== Aim of the exercise ==
Examine the material below. Gather every line in which the string "React" appears.

--- BEGIN Collected material ---

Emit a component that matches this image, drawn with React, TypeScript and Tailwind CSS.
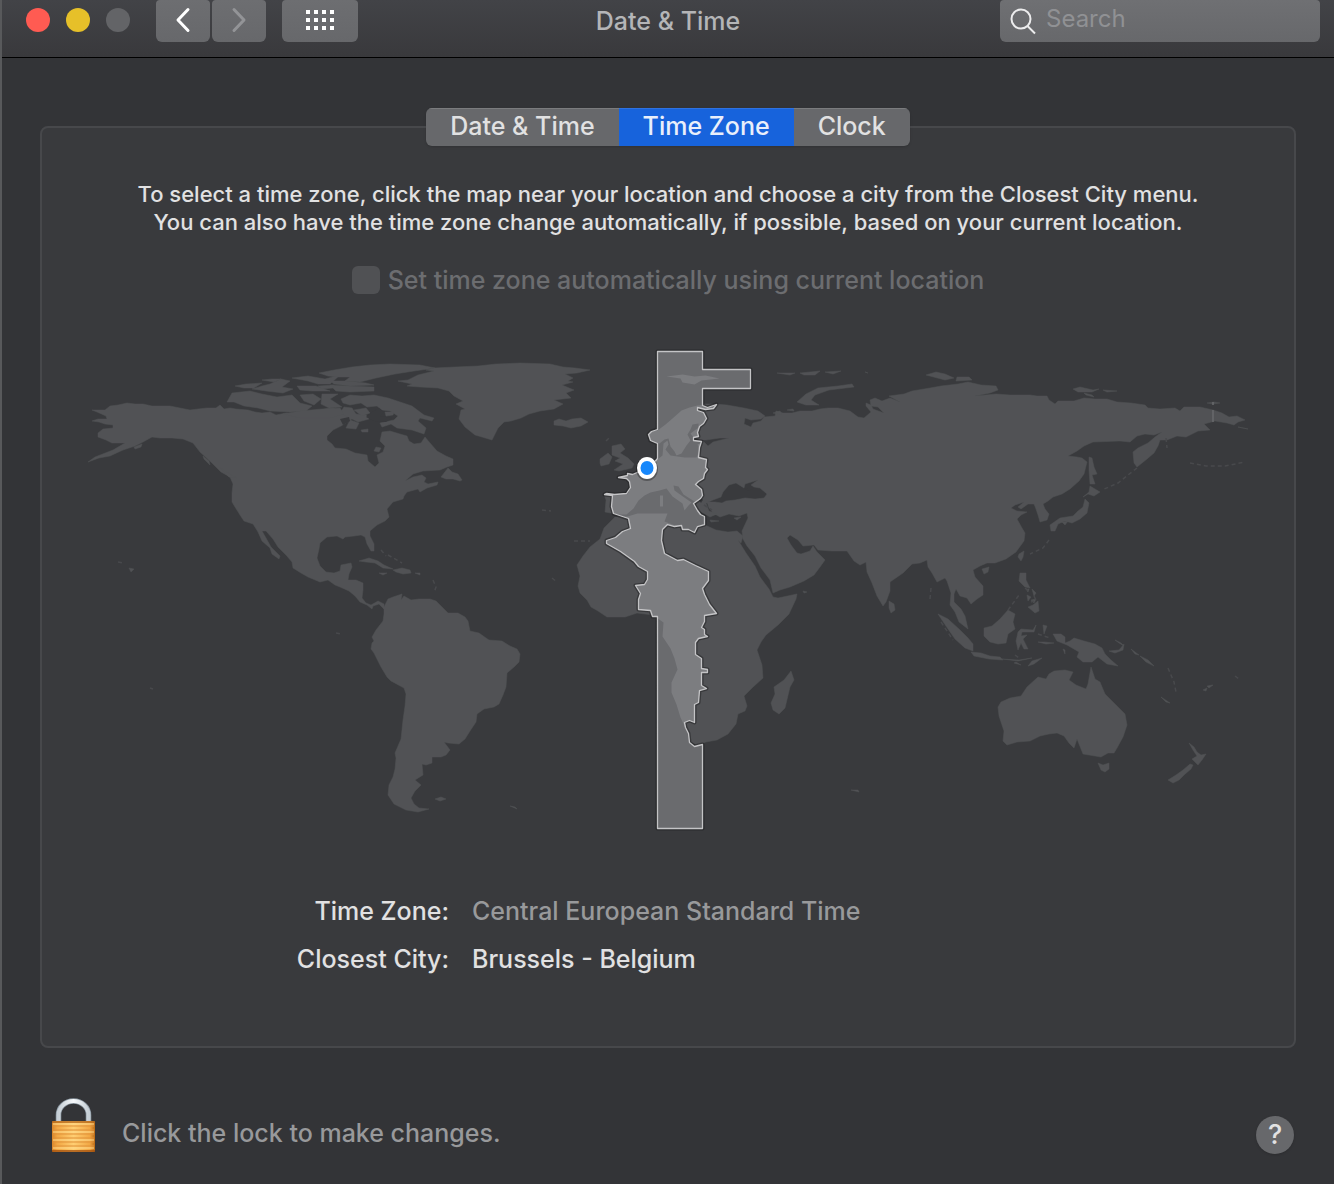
import React, { useState } from 'react';
import { clsx } from 'clsx';

const TABS = ['Date & Time', 'Time Zone', 'Clock'];

// Closed outlines of the land masses, in map units
const LAND = [
  // north america
  '97,412 92,410 105,410 110,406 118,405 127,403 135,404 143,404 152,406 170,406 180,408 190,410 198,409 207,408 216,408 220,405 224,409 230,408 236,409 248,410 255,412 262,413 270,412 276,415 286,413 295,414 304,414 312,413 318,411 325,409 333,408 340,411 350,412 356,416 349,421 341,426 333,430 327,436 327,440 332,444 335,448 346,449 355,453 367,455 368,461 375,467 379,463 377,455 383,452 385,446 380,441 382,432 390,431 400,434 407,436 409,441 414,444 421,443 425,437 430,443 437,451 446,456 453,459 453,465 447,467 440,470 423,471 413,474 405,481 413,477 422,475 426,478 424,482 428,484 438,482 437,485 427,488 420,492 418,489 407,492 404,496 403,499 393,502 387,509 389,517 385,521 377,525 370,531 370,536 374,544 374,551 371,551 367,544 365,537 361,535 354,536 345,537 343,539 337,536 327,537 320,543 319,549 317,558 320,566 326,572 334,573 340,571 341,565 351,563 352,567 349,574 348,580 356,580 363,583 363,590 362,598 366,603 371,605 378,601 384,604 384,609 379,604 373,606 372,609 367,605 360,602 355,596 349,591 340,587 335,585 328,580 320,582 308,577 301,573 293,568 292,562 286,555 278,547 273,539 266,531 262,531 266,538 271,547 280,556 279,559 272,554 270,548 262,541 258,532 253,524 244,521 240,515 235,507 232,502 232,493 233,484 230,477 221,472 212,463 200,452 193,443 183,439 172,438 160,438 152,437 143,442 135,446 123,450 110,456 99,458 88,462 95,457 113,450 125,443 112,443 106,440 98,437 98,433 103,429 113,428 113,425 105,424 99,422 92,421 98,419 107,419 106,416',
  // baffin and labrador coast
  '341,399 350,395 362,396 374,395 388,398 400,402 412,406 424,415 434,418 432,421 420,418 418,421 426,428 424,434 412,430 397,428 391,424 382,427 380,423 394,420 398,416 390,411 382,410 377,406 367,407 361,403 350,405 343,403',
  // canadian arctic
  '227,402 232,393 250,391 262,394 277,397 292,395 300,403 312,406 306,411 290,412 270,411 258,408 244,406 234,402',
  '235,386 246,384 262,383 254,388 244,388', '252,389 262,386 270,384 281,379 290,381 282,387 293,389 283,393 266,391',
  '292,378 308,376 325,379 340,375 330,384 318,384 308,381', '297,386 316,386 330,391 312,391 300,390',
  '300,395 313,394 321,399 314,405 304,401', '319,373 334,370 352,367 370,365 390,364 420,365 435,368 414,371 395,374 376,378 360,382 345,381 350,377 338,377 328,376',
  '330,385 348,386 374,387 374,391 350,392 336,391', '322,394 338,394 330,399 342,407 329,408 321,404', '350,420 359,423 356,429 346,428',
  '385,412 394,412 393,415 386,416', '376,447 381,448 379,452 374,451',
  '262,380 272,379 281,379 274,382', '318,386 334,385 333,388 322,389', '344,407 352,408 356,414 366,415 369,419 358,422 350,418 340,413', '354,410 366,408 370,413 362,416', '330,381 346,381 366,383 374,385 350,386 334,384', '361,430 368,429 368,432 362,432', '283,414 300,411 322,409 340,408 344,414 330,418 300,418',
  // pacific coast islands
  '134,447 142,444 141,447 135,449', '203,456 209,461 210,465 204,459', '219,467 230,474 237,478 229,477',
  // greenland
  '398,381 408,380 418,375 434,371 426,370 434,368 455,367 478,366 496,364 520,363 550,364 563,367 575,368 590,370 577,373 565,374 573,378 568,381 573,382 562,385 574,390 566,393 571,398 554,400 563,404 554,409 540,411 529,414 521,418 511,421 504,422 498,428 494,436 492,440 482,437 475,435 465,427 459,419 461,410 465,409 456,404 463,401 454,396 449,391 438,388 420,387 407,386 412,384',
  // iceland
  '554,421 559,419 566,421 572,419 581,418 588,422 581,426 571,428 563,426 554,425',
  // newfoundland
  '441,477 448,468 452,472 458,474 462,480 460,481 453,479 446,479',
  // caribbean
  '359,561 369,558 378,561 384,565 393,569 383,568 375,563 366,562', '393,570 402,568 410,570 411,573 403,574 396,572', '379,573 387,573 383,575', '415,573 420,573 420,575',
  // south america
  '384,607 388,599 393,597 402,594 401,600 404,596 411,600 419,599 430,599 436,601 442,607 448,613 458,613 465,617 468,621 470,631 479,633 486,638 489,640 502,641 510,646 517,649 520,654 519,662 514,667 507,673 506,687 503,695 499,704 494,707 484,709 477,714 476,722 470,731 465,739 459,744 448,743 444,742 450,750 446,755 441,757 432,757 432,763 426,765 422,764 423,775 415,780 421,785 415,791 411,798 414,804 419,808 429,809 418,812 406,810 394,804 388,795 389,785 393,777 395,769 396,758 395,753 401,739 403,720 405,706 406,694 404,688 391,681 387,677 381,667 374,653 371,649 372,643 374,641 372,637 376,630 383,621 384,614',
  '435,799 441,797 446,799 440,801', '510,806 515,807 517,809',
  // eurasia
  '604,494 614,495 627,494 630,487 628,480 624,478 618,477 628,475 633,474 637,471 643,469 648,465 657,459 662,455 663,443 667,440 668,444 665,449 670,455 677,456 684,457 696,457 699,450 697,444 703,441 708,446 713,442 729,438 720,438 706,440 700,440 693,437 690,433 698,427 698,423 692,424 690,429 687,434 690,440 686,445 681,453 676,455 674,451 670,446 668,438 664,439 659,443 652,442 648,436 650,431 657,430 665,424 672,418 681,410 689,407 697,405 707,404 715,404 727,405 744,408 758,411 765,416 761,419 751,420 745,418 744,424 751,427 753,423 761,421 764,417 775,416 776,411 783,413 792,413 800,411 812,411 820,409 828,408 838,408 850,411 858,417 864,418 871,412 866,406 866,403 871,405 873,409 884,413 878,407 871,406 870,400 875,398 882,401 890,398 900,402 889,396 904,394 912,391 930,388 941,386 958,384 968,382 981,385 996,386 998,390 990,393 975,396 996,394 1010,395 1030,395 1037,396 1047,396 1049,400 1055,404 1058,401 1074,401 1084,398 1095,399 1107,399 1117,402 1131,403 1145,405 1148,408 1160,409 1175,408 1180,411 1184,407 1200,407 1213,410 1222,413 1229,417 1237,416 1245,420 1238,422 1234,425 1227,423 1215,421 1204,424 1210,430 1198,431 1186,437 1177,436 1167,440 1160,440 1158,446 1154,453 1147,459 1137,467 1134,463 1133,452 1138,448 1148,443 1155,437 1162,432 1154,435 1145,434 1137,436 1130,442 1120,441 1093,442 1084,446 1077,451 1068,456 1077,457 1082,458 1087,462 1084,474 1079,481 1070,489 1062,494 1053,497 1048,501 1043,504 1045,509 1049,514 1047,520 1040,522 1038,515 1036,509 1034,504 1028,504 1021,509 1018,507 1024,502 1015,505 1011,508 1017,511 1027,512 1021,515 1017,519 1022,528 1025,533 1024,541 1016,552 1006,559 995,563 987,563 980,566 973,570 975,577 983,586 983,595 977,599 971,604 967,598 960,596 956,589 954,594 954,602 961,609 965,616 968,629 959,622 955,612 950,605 951,593 947,581 945,578 937,582 932,573 928,567 927,560 920,563 912,564 903,573 890,582 890,591 886,602 883,606 877,596 872,583 867,572 866,562 860,565 854,561 847,551 832,551 818,550 814,545 803,546 798,540 790,535 787,538 791,545 797,553 801,554 810,551 813,546 817,552 825,560 820,567 814,575 804,581 790,587 780,590 773,593 770,580 761,568 755,556 747,546 743,539 742,531 748,518 747,513 739,516 729,514 720,517 713,513 709,508 707,502 715,502 722,503 726,501 735,500 745,498 755,499 764,498 767,494 760,488 754,487 751,485 758,480 745,484 744,488 736,483 729,485 723,492 721,497 713,500 706,503 709,511 717,514 710,517 703,513 698,510 694,501 683,494 678,486 673,485 674,490 681,495 691,502 688,505 684,510 682,503 672,496 666,488 659,490 650,492 644,495 638,500 633,508 626,514 616,514 605,512 606,500',
  // africa and madagascar
  '615,517 627,516 637,513 652,513 667,513 664,521 672,524 680,527 688,530 697,532 698,526 705,525 716,530 728,532 737,531 743,536 741,543 738,540 746,553 755,566 760,577 769,589 773,597 778,598 797,594 796,599 789,614 778,625 766,635 761,642 757,650 762,665 763,678 752,688 744,696 747,706 745,711 738,714 736,724 728,734 717,740 706,742 697,745 690,742 688,734 680,717 676,704 671,692 671,682 677,669 674,658 670,648 662,636 663,622 653,615 637,613 625,617 607,617 598,611 591,607 587,600 580,593 578,586 580,576 577,565 583,556 590,547 600,539 604,528',
  '791,671 794,680 790,687 785,708 779,714 773,710 771,703 775,694 774,687 784,680',
  // great britain and ireland
  '612,446 621,444 625,449 620,453 628,458 634,464 632,468 619,471 614,470 623,464 615,461 620,458 612,455', '600,459 608,453 612,457 609,464 601,466 600,463',
  // crete and cyprus
  '710,520 719,521 711,522', '734,518 741,517 737,520',
  // svalbard and russian arctic
  '666,376 682,374 694,376 705,375 719,378 701,380 694,384 682,382 680,378', '797,402 806,394 818,388 838,386 852,384 854,387 829,390 815,395 811,400 819,405 806,405', '926,375 936,372 945,374 954,378 945,380', '957,377 969,377 972,380 956,381',
  '777,373 795,373 790,375', '800,373 820,371 815,375 804,375', '825,372 841,371 833,374', '1073,389 1080,387 1093,390 1099,389 1092,392 1078,392', '1084,393 1092,395 1094,397 1086,395', '1103,390 1117,391 1107,392', '1207,403 1214,402 1220,403 1213,404', '1238,427 1248,429',
  '787,410 793,409 794,411', '773,413 780,411 782,415', '865,372 868,373',
  // sakhalin, japan, taiwan
  '1089,457 1092,458 1094,467 1097,474 1092,475 1095,484 1090,484 1089,470', '1090,486 1100,492 1094,496 1088,494 1083,497 1089,492', '1085,499 1089,503 1087,513 1080,519 1072,523 1065,521 1058,524 1055,531 1051,531 1050,525 1060,518 1073,516 1078,511 1083,507', '1062,522 1068,521 1065,525', '1019,554 1024,551 1023,557 1021,561 1018,557',
  // philippines
  '1020,573 1026,573 1026,580 1030,588 1025,587 1019,581', '1026,589 1029,589 1028,592', '1032,589 1036,593 1034,596', '1027,595 1031,597 1028,601', '1031,600 1036,599 1034,603', '1033,605 1038,601 1039,611 1035,613 1028,607',
  // indonesia
  '938,614 948,619 960,630 968,638 973,644 973,651 965,648 955,639 946,626', '971,652 981,653 990,656 1000,657 1003,660 989,659 974,656', '984,628 992,626 1000,619 1008,610 1015,614 1013,622 1015,629 1008,634 1006,643 998,644 990,642 984,636', '1018,632 1021,629 1033,630 1036,625 1034,632 1022,632 1021,636 1027,635 1023,639 1028,649 1024,649 1021,643 1018,650 1016,641', '1002,659 1019,660 1032,658 1018,661', '1028,666 1032,661 1042,658 1034,664', '1016,662 1021,665 1014,663',
  '1043,625 1047,626 1044,634', '1038,642 1044,642 1054,643 1046,644', '1063,649 1065,650 1065,654',
  // new guinea
  '1053,634 1061,634 1065,637 1065,643 1070,641 1074,638 1084,641 1095,644 1102,648 1105,654 1111,660 1118,666 1107,664 1098,657 1092,662 1083,662 1077,657 1079,652 1067,645 1057,641', '1109,651 1119,650 1124,644 1123,650 1115,653', '1115,640 1121,643 1124,646 1119,643', '1131,649 1139,655 1135,654', '1140,656 1148,660 1154,666 1146,662',
  // australia and tasmania
  '1091,667 1095,679 1100,682 1105,694 1116,705 1125,714 1127,725 1123,737 1117,748 1114,753 1108,753 1101,757 1089,755 1083,754 1079,744 1077,739 1074,748 1069,743 1064,736 1057,733 1049,734 1040,736 1030,741 1017,742 1007,745 1003,741 1004,731 999,716 998,707 1001,702 1010,698 1021,696 1027,687 1038,677 1046,679 1049,674 1054,671 1065,670 1073,672 1069,680 1076,685 1086,689 1088,684',
  '1098,763 1103,765 1109,763 1109,769 1105,772 1101,770',
  // new zealand
  '1189,743 1194,747 1197,752 1201,755 1206,754 1202,760 1198,765 1196,763 1192,759 1197,756 1193,750', '1190,764 1193,765 1191,769 1184,775 1179,780 1173,783 1168,780 1176,775 1183,770',
  // scattered islands
  '889,601 894,604 895,610 891,613 889,608', '982,569 989,567 988,572 984,574', '1161,697 1170,703 1166,702', '1203,690 1207,688 1206,691', '1207,686 1213,685 1209,688', '129,568 134,569 131,572', '851,790 858,790 859,792', '803,591 807,592 804,593',
];

const CAVITIES = ['697,498 700,497 703,500 701,503', '745,489 748,488 754,488 749,491', '372,412 379,408 384,412 380,416 392,418 386,422 374,421 366,417', '340,419 349,417 350,421 343,425'];

// Faint island chains, drawn as broken strokes
const CHAINS = [
  '1137,468 1128,475 1118,483 1102,490', '1049,540 1043,548 1030,554', '1008,610 1014,602 1019,595', '1166,438 1167,448',
  '1190,463 1206,466 1225,466 1245,462', '118,562 123,563', '381,550 386,556', '931,588 930,599', '433,580 436,587 434,593', '542,510 551,511',
  '941,622 953,640', '1168,668 1174,682 1176,692', '1034,596 1036,600 1031,602', '1025,588 1030,592', '1235,676 1239,679', '606,441 609,438', '574,541 590,541', '552,578 557,582',
  '1038,634 1050,638', '1015,655 1019,658', '388,555 402,563', '704,505 712,510', '336,633 341,634', '150,688 153,689',
];

const ZONE =
  '657,351 702,351 702,369 750,369 750,388 702,388 702,405 707,407 716,404 713,408 705,409 697,407 697,410 703,412 706,418 703,423 699,426 697,432 698,436 693,437 693,440 701,441 699,447 698,457 706,459 705,467 707,469 704,473 703,478 698,481 695,484 701,489 702,495 700,498 693,503 697,510 700,514 704,516 704,524 697,526 694,532 688,529 682,529 681,525 674,526 667,524 662,529 661,540 664,553 677,560 683,559 695,565 708,571 708,580 702,588 704,594 709,604 716,613 704,615 704,621 701,627 704,629 704,634 707,636 698,638 695,642 695,654 701,658 701,668 707,669 707,672 701,672 701,685 706,688 699,690 698,702 694,704 694,722 689,720 684,722 685,727 688,733 689,742 694,746 702,744 702,828 657,828 657,616 652,616 650,610 638,609 638,599 640,593 635,585 644,584 647,579 647,571 638,566 634,561 620,551 606,543 606,540 615,537 622,531 630,528 628,518 613,513 611,506 612,495 604,494 606,493 614,494 626,493 630,487 629,481 626,478 618,477 627,475 627,473 632,474 639,471 652,464 657,458 657,443 650,440 648,434 651,431 657,429';

function WorldMap() {
  return (
    <svg viewBox="80 344 1176 492" className="block w-full" role="img" aria-label="World map">
      <g fill="#515255" stroke="#515255" strokeWidth="0.5" strokeLinejoin="round">
        {LAND.map((points) => (
          <polygon key={points} points={points} />
        ))}
      </g>
      <g fill="none" stroke="#48494c" strokeWidth="1.5" strokeDasharray="4 3">
        {CHAINS.map((points) => (
          <polyline key={points} points={points} />
        ))}
      </g>
      <path d="M661.500 495v11" stroke="#515255" strokeWidth="3" />
      <path d="M1213 402v3M1213 410v12" stroke="#68696c" strokeWidth="1.500" />
      <g fill="#393a3d">
        {CAVITIES.map((points) => (
          <polygon key={points} points={points} />
        ))}
      </g>
      <g transform="translate(0.5 0.5)" strokeLinejoin="round">
        <polygon points={ZONE} fill="none" stroke="#1d1d1f" strokeOpacity="0.5" strokeWidth="4" />
        <polygon points={ZONE} fill="#6a6b6e" />
        <clipPath id="zone">
          <polygon points={ZONE} />
        </clipPath>
        <g clipPath="url(#zone)" fill="#7c7d80">
          {LAND.map((points) => (
            <polygon key={points} points={points} />
          ))}
          <path d="M661 495v11" stroke="#7c7d80" strokeWidth="3" />
        </g>
        <polygon points={ZONE} fill="none" stroke="#c4c4c6" strokeWidth="1.300" />
      </g>
      <ellipse cx="647" cy="469" rx="11" ry="12" fill="#000" opacity="0.3" />
      <ellipse cx="647" cy="468" rx="10" ry="11" fill="#fff" />
      <ellipse cx="647" cy="468" rx="6.500" ry="7" fill="#1787fb" />
    </svg>
  );
}

function LockIcon() {
  return (
    <svg viewBox="0 0 44 55" className="h-[55px] w-11">
      <defs>
        <linearGradient id="brass" x1="0" x2="1">
          <stop offset="0" stopColor="#d9862a" />
          <stop offset="0.12" stopColor="#f2a743" />
          <stop offset="0.5" stopColor="#ffce72" />
          <stop offset="0.88" stopColor="#f2a743" />
          <stop offset="1" stopColor="#b96a16" />
        </linearGradient>
        <linearGradient id="steel" x1="0" x2="1">
          <stop offset="0" stopColor="#c6cfd6" />
          <stop offset="0.5" stopColor="#f6f9fb" />
          <stop offset="1" stopColor="#c6cfd6" />
        </linearGradient>
      </defs>
      <path d="M6.500 25V17a15 14 0 0 1 30 0V25" fill="none" stroke="#8f9ba5" strokeWidth="5.500" />
      <path d="M6.500 25V17a15 14 0 0 1 30 0V25" fill="none" stroke="url(#steel)" strokeWidth="4" />
      <rect x="0" y="23" width="43" height="31" rx="1.500" fill="url(#brass)" />
      <path d="M0 24h43" stroke="#b5691c" strokeWidth="1.500" />
      <path d="M1 28h41M1 32h41M1 36h41M1 40h41M1 44h41M1 48h41" stroke="#e0923a" strokeWidth="1.200" />
      <path d="M1 26h41M1 34h41M1 42h41M1 50h41" stroke="#ffdc8e" strokeWidth="1" />
      <path d="M0 53h43" stroke="#a04e0c" strokeWidth="1.500" />
    </svg>
  );
}

function Toolbar() {
  const button = 'flex h-[42px] items-center justify-center rounded-b-md rounded-t-sm bg-linear-to-b from-[#6d6e71] to-[#67686b] pb-0.5';

  return (
    <header className="grid h-[58px] grid-cols-[1fr_auto_1fr] items-start border-b border-black bg-linear-to-b from-[#424347] to-[#39393c]">
      <div className="flex items-start pl-6">
        <div className="flex gap-4 pt-2">
          <button aria-label="Close" className="size-6 rounded-full bg-[#ff5b52]" />
          <button aria-label="Minimize" className="size-6 rounded-full bg-[#e6c029]" />
          <button aria-label="Zoom" disabled className="size-6 rounded-full bg-[#636467]" />
        </div>
        <div className="ml-[26px] flex gap-0.5">
          <button aria-label="Back" className={clsx(button, 'w-[54px]')}>
            <svg width="16" height="26" viewBox="0 0 16 26" fill="none" stroke="#fff" strokeWidth="3" strokeLinecap="round" strokeLinejoin="round">
              <path d="M13 2.500 3 13l10 10.500" />
            </svg>
          </button>
          <button aria-label="Forward" disabled className={clsx(button, 'w-[54px]')}>
            <svg width="16" height="26" viewBox="0 0 16 26" fill="none" stroke="#939497" strokeWidth="3" strokeLinecap="round" strokeLinejoin="round">
              <path d="m3 2.500 10 10.500L3 23.500" />
            </svg>
          </button>
        </div>
        <button aria-label="Show All" className={clsx(button, 'ml-4 w-[76px]')}>
          <svg width="28" height="20" viewBox="0 0 28 20" fill="#fff">
            {[0, 8, 16].map((y) =>
              [0, 8, 16, 24].map((x) => <rect key={`${x}-${y}`} x={x} y={y} width="4" height="4" />)
            )}
          </svg>
        </button>
      </div>

      <h1 className="pt-[5px] text-[25px] leading-8 font-medium text-[#b4b5b7]">Date &amp; Time</h1>

      <div className="flex justify-end pr-3.5">
        <label className="flex h-[42px] w-80 items-center gap-2 rounded-b-md rounded-t-sm bg-linear-to-b from-[#6f7073] to-[#67686b] pl-2.5">
          <svg width="28" height="28" viewBox="0 0 28 28" fill="none" stroke="#ececed" strokeWidth="2" className="shrink-0">
            <circle cx="11" cy="12" r="9.500" />
            <path d="m17.500 19 7.500 7.500" />
          </svg>
          <input
            type="search"
            aria-label="Search"
            placeholder="Search"
            className="w-full min-w-0 bg-transparent pb-1 text-2xl outline-none placeholder:text-[#909194]"
          />
        </label>
      </div>
    </header>
  );
}

export default function App() {
  const [tab, setTab] = useState('Time Zone');

  return (
    <div className="flex min-h-screen flex-col border-l-2 border-[#58595b] bg-[#333437] font-['Inter','Liberation_Sans',sans-serif] text-[#e1e1e2]">
      <Toolbar />

      <main className="flex flex-1 flex-col px-[38px] pt-[50px] font-medium">
        <div role="tablist" className="relative z-10 -mb-5 flex h-[38px] self-center overflow-hidden rounded-md bg-[#67686b] shadow-sm">
          {TABS.map((name) => (
            <button
              key={name}
              role="tab"
              aria-selected={tab === name}
              onClick={() => setTab(name)}
              className={clsx(
                'border-t px-6 pb-0.5 text-[25px] leading-[35px]',
                tab === name ? 'border-[#2f72e0] bg-[#1763dc] text-[#e9effb]' : 'border-[#7b7c7e]'
              )}
            >
              {name}
            </button>
          ))}
        </div>

        <section className="rounded-lg border-2 border-[#47484b] bg-[#393a3d] px-[38px] pt-[52px] pb-[71px]">
          <p className="text-center text-[22px] leading-7">
            To select a time zone, click the map near your location and choose a city from the Closest City menu.
            <br />
            You can also have the time zone change automatically, if possible, based on your current location.
          </p>

          <label className="mt-7 flex items-center justify-center gap-2 text-[25px] leading-8 text-[#6c6d70]">
            <input type="checkbox" disabled className="size-7 appearance-none rounded-md bg-[#505154]" />
            Set time zone automatically using current location
          </label>

          <div className="mt-12">
            <WorldMap />
          </div>

          <div className="mt-[59px] grid grid-cols-[369px_1fr] gap-x-[23px] gap-y-4 text-[25px] leading-8">
            <span className="text-right">Time Zone:</span>
            <span className="text-[#98999b]">Central European Standard Time</span>
            <label htmlFor="city" className="text-right">
              Closest City:
            </label>
            <input id="city" defaultValue="Brussels - Belgium" className="min-w-0 bg-transparent outline-none" />
          </div>
        </section>

        <footer className="mt-12 flex items-center pb-7 pl-3">
          <button aria-label="Unlock">
            <LockIcon />
          </button>
          <span className="ml-[26px] pt-4 text-[25px] leading-8 text-[#98999b]">Click the lock to make changes.</span>
          <button aria-label="Help" className="mt-5 mr-0.5 ml-auto size-[38px] rounded-full bg-[#67686b] text-[27px] leading-8 shadow">
            ?
          </button>
        </footer>
      </main>
    </div>
  );
}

--- END Collected material ---

== Answer for the task ==
Emit a component that matches this image, drawn with React, TypeScript and Tailwind CSS.
import React, { useState } from 'react';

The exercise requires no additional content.